▸ **Prompt**: Transcribe all of the material exactly, except for its pictures.

▸ **Provided material**:
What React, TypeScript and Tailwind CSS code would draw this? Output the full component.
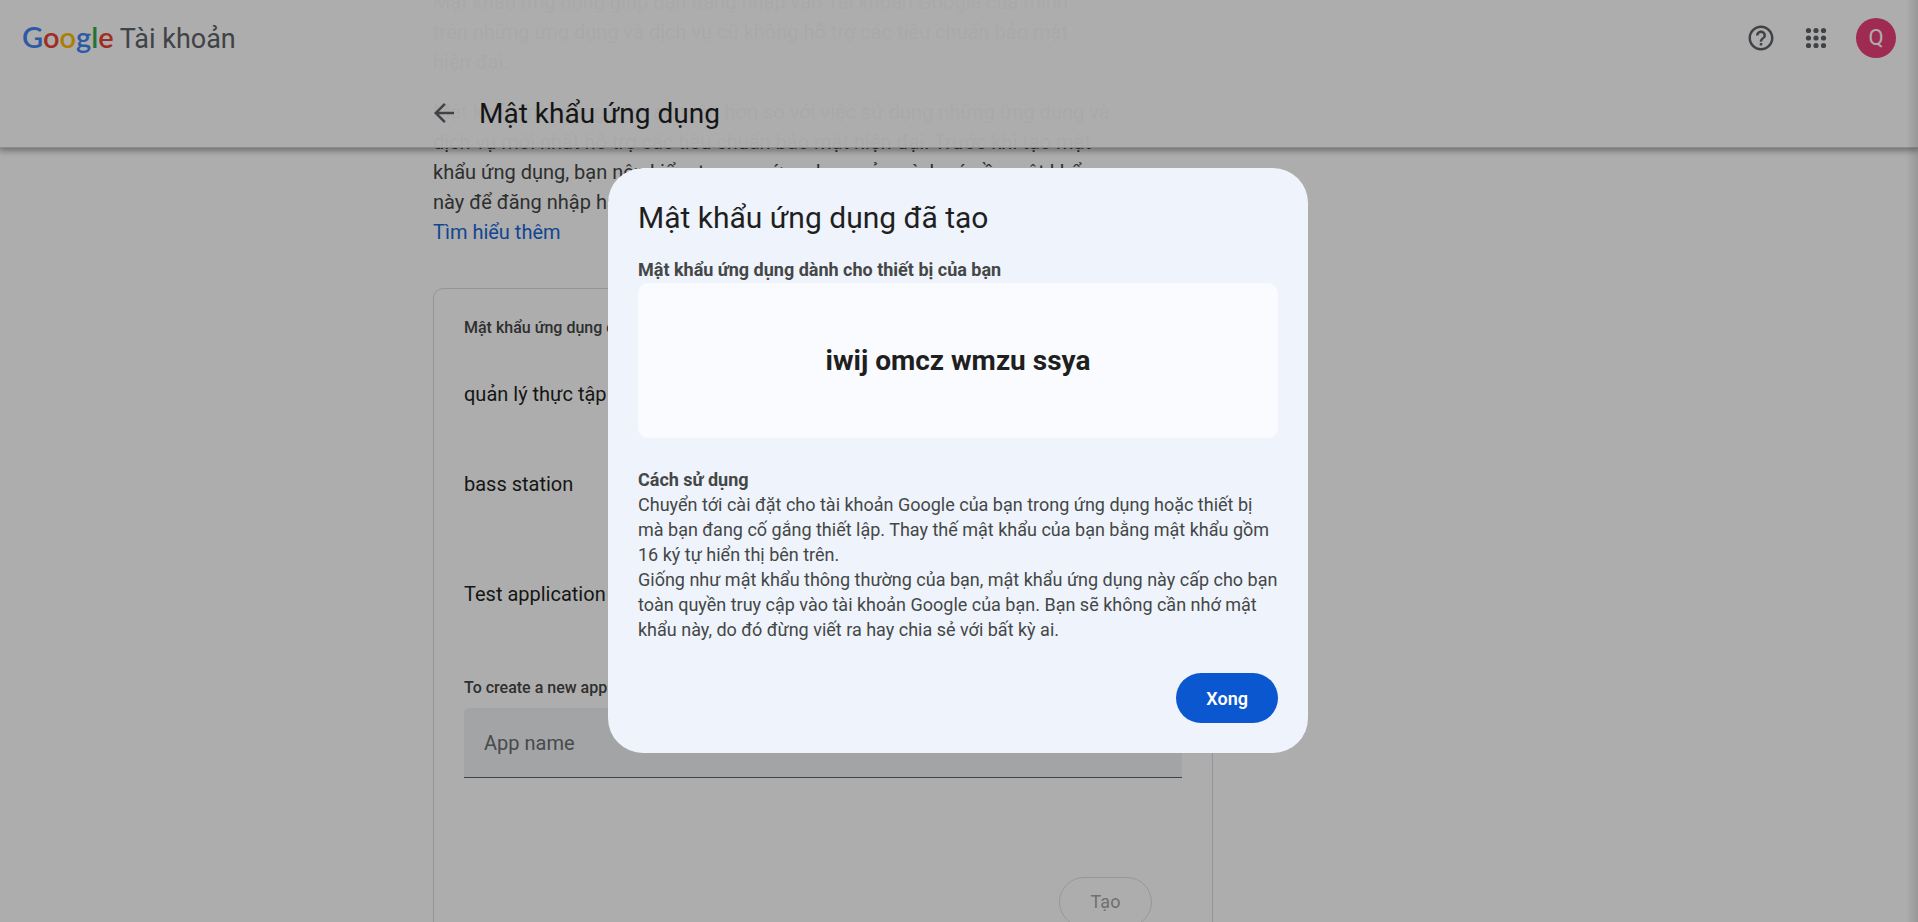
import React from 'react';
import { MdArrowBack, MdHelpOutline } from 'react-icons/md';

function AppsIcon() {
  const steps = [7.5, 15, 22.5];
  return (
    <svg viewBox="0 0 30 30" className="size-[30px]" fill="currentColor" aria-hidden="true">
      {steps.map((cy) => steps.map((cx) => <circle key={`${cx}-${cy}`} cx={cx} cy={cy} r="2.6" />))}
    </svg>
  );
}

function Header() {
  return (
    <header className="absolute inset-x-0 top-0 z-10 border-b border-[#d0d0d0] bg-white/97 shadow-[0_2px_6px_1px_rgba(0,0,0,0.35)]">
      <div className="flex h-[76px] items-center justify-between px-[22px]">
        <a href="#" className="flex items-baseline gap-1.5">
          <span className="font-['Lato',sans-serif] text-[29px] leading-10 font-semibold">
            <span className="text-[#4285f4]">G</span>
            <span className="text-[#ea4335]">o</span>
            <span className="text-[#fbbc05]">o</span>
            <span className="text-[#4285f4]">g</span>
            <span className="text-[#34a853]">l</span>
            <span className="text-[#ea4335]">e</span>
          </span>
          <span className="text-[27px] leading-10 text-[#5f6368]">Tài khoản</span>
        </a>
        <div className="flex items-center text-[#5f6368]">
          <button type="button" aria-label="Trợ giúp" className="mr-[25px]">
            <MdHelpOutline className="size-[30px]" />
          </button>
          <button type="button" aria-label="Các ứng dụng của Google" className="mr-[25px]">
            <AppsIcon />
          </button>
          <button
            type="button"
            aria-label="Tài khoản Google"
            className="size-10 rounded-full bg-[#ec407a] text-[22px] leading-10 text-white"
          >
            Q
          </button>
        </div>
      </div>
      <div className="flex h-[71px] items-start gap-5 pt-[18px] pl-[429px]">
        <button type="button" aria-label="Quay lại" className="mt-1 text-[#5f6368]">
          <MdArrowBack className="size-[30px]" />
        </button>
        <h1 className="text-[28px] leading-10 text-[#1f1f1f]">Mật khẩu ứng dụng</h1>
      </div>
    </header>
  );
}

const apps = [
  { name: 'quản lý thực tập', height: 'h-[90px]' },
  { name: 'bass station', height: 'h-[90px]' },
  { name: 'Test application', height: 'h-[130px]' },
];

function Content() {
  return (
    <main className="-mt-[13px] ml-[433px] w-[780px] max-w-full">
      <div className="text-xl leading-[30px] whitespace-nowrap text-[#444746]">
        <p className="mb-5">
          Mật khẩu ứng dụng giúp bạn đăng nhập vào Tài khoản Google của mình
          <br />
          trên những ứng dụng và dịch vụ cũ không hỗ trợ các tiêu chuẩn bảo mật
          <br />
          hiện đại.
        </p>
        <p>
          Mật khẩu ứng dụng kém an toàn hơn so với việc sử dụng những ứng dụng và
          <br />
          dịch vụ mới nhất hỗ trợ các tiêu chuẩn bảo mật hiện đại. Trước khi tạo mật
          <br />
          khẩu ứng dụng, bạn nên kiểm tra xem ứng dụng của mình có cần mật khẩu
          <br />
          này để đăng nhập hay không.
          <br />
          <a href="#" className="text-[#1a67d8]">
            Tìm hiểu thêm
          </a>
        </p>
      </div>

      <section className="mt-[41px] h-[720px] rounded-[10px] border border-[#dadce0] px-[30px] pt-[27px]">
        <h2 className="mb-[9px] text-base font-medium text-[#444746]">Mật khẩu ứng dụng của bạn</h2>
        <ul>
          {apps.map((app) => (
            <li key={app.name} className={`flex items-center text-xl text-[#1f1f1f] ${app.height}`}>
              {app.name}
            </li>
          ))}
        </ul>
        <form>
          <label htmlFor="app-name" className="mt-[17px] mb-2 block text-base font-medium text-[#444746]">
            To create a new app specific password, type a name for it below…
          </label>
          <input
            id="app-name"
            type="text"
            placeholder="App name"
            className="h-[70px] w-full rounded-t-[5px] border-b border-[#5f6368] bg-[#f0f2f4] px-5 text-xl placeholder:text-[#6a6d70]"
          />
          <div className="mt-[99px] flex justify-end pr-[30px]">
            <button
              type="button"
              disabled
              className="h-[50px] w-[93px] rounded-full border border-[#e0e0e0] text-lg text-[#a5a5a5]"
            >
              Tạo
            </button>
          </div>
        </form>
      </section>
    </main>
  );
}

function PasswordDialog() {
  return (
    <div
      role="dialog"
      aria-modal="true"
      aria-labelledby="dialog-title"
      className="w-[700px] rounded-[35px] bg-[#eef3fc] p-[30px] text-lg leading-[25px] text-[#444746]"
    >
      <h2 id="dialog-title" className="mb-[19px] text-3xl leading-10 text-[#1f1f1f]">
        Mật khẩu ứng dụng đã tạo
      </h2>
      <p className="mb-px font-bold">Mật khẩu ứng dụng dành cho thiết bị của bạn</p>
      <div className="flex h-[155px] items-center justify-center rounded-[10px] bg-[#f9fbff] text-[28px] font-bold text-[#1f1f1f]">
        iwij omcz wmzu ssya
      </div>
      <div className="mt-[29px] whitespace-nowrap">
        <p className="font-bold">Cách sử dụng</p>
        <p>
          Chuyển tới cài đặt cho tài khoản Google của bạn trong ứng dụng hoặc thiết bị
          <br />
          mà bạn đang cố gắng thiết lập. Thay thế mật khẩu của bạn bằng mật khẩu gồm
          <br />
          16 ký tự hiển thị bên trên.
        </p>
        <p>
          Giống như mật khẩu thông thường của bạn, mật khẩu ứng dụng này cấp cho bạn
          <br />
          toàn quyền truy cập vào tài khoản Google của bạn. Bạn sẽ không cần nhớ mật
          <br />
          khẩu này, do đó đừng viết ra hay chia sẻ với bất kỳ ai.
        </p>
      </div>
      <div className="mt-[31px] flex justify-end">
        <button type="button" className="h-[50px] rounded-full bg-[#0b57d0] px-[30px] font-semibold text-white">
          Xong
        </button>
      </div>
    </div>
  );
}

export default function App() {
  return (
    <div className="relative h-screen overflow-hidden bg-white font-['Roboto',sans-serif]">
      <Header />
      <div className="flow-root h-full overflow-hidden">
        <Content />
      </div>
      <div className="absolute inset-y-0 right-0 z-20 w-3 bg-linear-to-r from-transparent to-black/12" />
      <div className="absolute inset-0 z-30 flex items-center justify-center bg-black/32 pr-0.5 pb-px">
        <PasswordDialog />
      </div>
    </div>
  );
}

▸ **In response**:
What React, TypeScript and Tailwind CSS code would draw this? Output the full component.
import React from 'react';
import { MdArrowBack, MdHelpOutline } from 'react-icons/md';

function AppsIcon() {
  const steps = [7.5, 15, 22.5];
  return (
    <svg viewBox="0 0 30 30" className="size-[30px]" fill="currentColor" aria-hidden="true">
      {steps.map((cy) => steps.map((cx) => <circle key={`${cx}-${cy}`} cx={cx} cy={cy} r="2.6" />))}
    </svg>
  );
}

function Header() {
  return (
    <header className="absolute inset-x-0 top-0 z-10 border-b border-[#d0d0d0] bg-white/97 shadow-[0_2px_6px_1px_rgba(0,0,0,0.35)]">
      <div className="flex h-[76px] items-center justify-between px-[22px]">
        <a href="#" className="flex items-baseline gap-1.5">
          <span className="font-['Lato',sans-serif] text-[29px] leading-10 font-semibold">
            <span className="text-[#4285f4]">G</span>
            <span className="text-[#ea4335]">o</span>
            <span className="text-[#fbbc05]">o</span>
            <span className="text-[#4285f4]">g</span>
            <span className="text-[#34a853]">l</span>
            <span className="text-[#ea4335]">e</span>
          </span>
          <span className="text-[27px] leading-10 text-[#5f6368]">Tài khoản</span>
        </a>
        <div className="flex items-center text-[#5f6368]">
          <button type="button" aria-label="Trợ giúp" className="mr-[25px]">
            <MdHelpOutline className="size-[30px]" />
          </button>
          <button type="button" aria-label="Các ứng dụng của Google" className="mr-[25px]">
            <AppsIcon />
          </button>
          <button
            type="button"
            aria-label="Tài khoản Google"
            className="size-10 rounded-full bg-[#ec407a] text-[22px] leading-10 text-white"
          >
            Q
          </button>
        </div>
      </div>
      <div className="flex h-[71px] items-start gap-5 pt-[18px] pl-[429px]">
        <button type="button" aria-label="Quay lại" className="mt-1 text-[#5f6368]">
          <MdArrowBack className="size-[30px]" />
        </button>
        <h1 className="text-[28px] leading-10 text-[#1f1f1f]">Mật khẩu ứng dụng</h1>
      </div>
    </header>
  );
}

const apps = [
  { name: 'quản lý thực tập', height: 'h-[90px]' },
  { name: 'bass station', height: 'h-[90px]' },
  { name: 'Test application', height: 'h-[130px]' },
];

function Content() {
  return (
    <main className="-mt-[13px] ml-[433px] w-[780px] max-w-full">
      <div className="text-xl leading-[30px] whitespace-nowrap text-[#444746]">
        <p className="mb-5">
          Mật khẩu ứng dụng giúp bạn đăng nhập vào Tài khoản Google của mình
          <br />
          trên những ứng dụng và dịch vụ cũ không hỗ trợ các tiêu chuẩn bảo mật
          <br />
          hiện đại.
        </p>
        <p>
          Mật khẩu ứng dụng kém an toàn hơn so với việc sử dụng những ứng dụng và
          <br />
          dịch vụ mới nhất hỗ trợ các tiêu chuẩn bảo mật hiện đại. Trước khi tạo mật
          <br />
          khẩu ứng dụng, bạn nên kiểm tra xem ứng dụng của mình có cần mật khẩu
          <br />
          này để đăng nhập hay không.
          <br />
          <a href="#" className="text-[#1a67d8]">
            Tìm hiểu thêm
          </a>
        </p>
      </div>

      <section className="mt-[41px] h-[720px] rounded-[10px] border border-[#dadce0] px-[30px] pt-[27px]">
        <h2 className="mb-[9px] text-base font-medium text-[#444746]">Mật khẩu ứng dụng của bạn</h2>
        <ul>
          {apps.map((app) => (
            <li key={app.name} className={`flex items-center text-xl text-[#1f1f1f] ${app.height}`}>
              {app.name}
            </li>
          ))}
        </ul>
        <form>
          <label htmlFor="app-name" className="mt-[17px] mb-2 block text-base font-medium text-[#444746]">
            To create a new app specific password, type a name for it below…
          </label>
          <input
            id="app-name"
            type="text"
            placeholder="App name"
            className="h-[70px] w-full rounded-t-[5px] border-b border-[#5f6368] bg-[#f0f2f4] px-5 text-xl placeholder:text-[#6a6d70]"
          />
          <div className="mt-[99px] flex justify-end pr-[30px]">
            <button
              type="button"
              disabled
              className="h-[50px] w-[93px] rounded-full border border-[#e0e0e0] text-lg text-[#a5a5a5]"
            >
              Tạo
            </button>
          </div>
        </form>
      </section>
    </main>
  );
}

function PasswordDialog() {
  return (
    <div
      role="dialog"
      aria-modal="true"
      aria-labelledby="dialog-title"
      className="w-[700px] rounded-[35px] bg-[#eef3fc] p-[30px] text-lg leading-[25px] text-[#444746]"
    >
      <h2 id="dialog-title" className="mb-[19px] text-3xl leading-10 text-[#1f1f1f]">
        Mật khẩu ứng dụng đã tạo
      </h2>
      <p className="mb-px font-bold">Mật khẩu ứng dụng dành cho thiết bị của bạn</p>
      <div className="flex h-[155px] items-center justify-center rounded-[10px] bg-[#f9fbff] text-[28px] font-bold text-[#1f1f1f]">
        iwij omcz wmzu ssya
      </div>
      <div className="mt-[29px] whitespace-nowrap">
        <p className="font-bold">Cách sử dụng</p>
        <p>
          Chuyển tới cài đặt cho tài khoản Google của bạn trong ứng dụng hoặc thiết bị
          <br />
          mà bạn đang cố gắng thiết lập. Thay thế mật khẩu của bạn bằng mật khẩu gồm
          <br />
          16 ký tự hiển thị bên trên.
        </p>
        <p>
          Giống như mật khẩu thông thường của bạn, mật khẩu ứng dụng này cấp cho bạn
          <br />
          toàn quyền truy cập vào tài khoản Google của bạn. Bạn sẽ không cần nhớ mật
          <br />
          khẩu này, do đó đừng viết ra hay chia sẻ với bất kỳ ai.
        </p>
      </div>
      <div className="mt-[31px] flex justify-end">
        <button type="button" className="h-[50px] rounded-full bg-[#0b57d0] px-[30px] font-semibold text-white">
          Xong
        </button>
      </div>
    </div>
  );
}

export default function App() {
  return (
    <div className="relative h-screen overflow-hidden bg-white font-['Roboto',sans-serif]">
      <Header />
      <div className="flow-root h-full overflow-hidden">
        <Content />
      </div>
      <div className="absolute inset-y-0 right-0 z-20 w-3 bg-linear-to-r from-transparent to-black/12" />
      <div className="absolute inset-0 z-30 flex items-center justify-center bg-black/32 pr-0.5 pb-px">
        <PasswordDialog />
      </div>
    </div>
  );
}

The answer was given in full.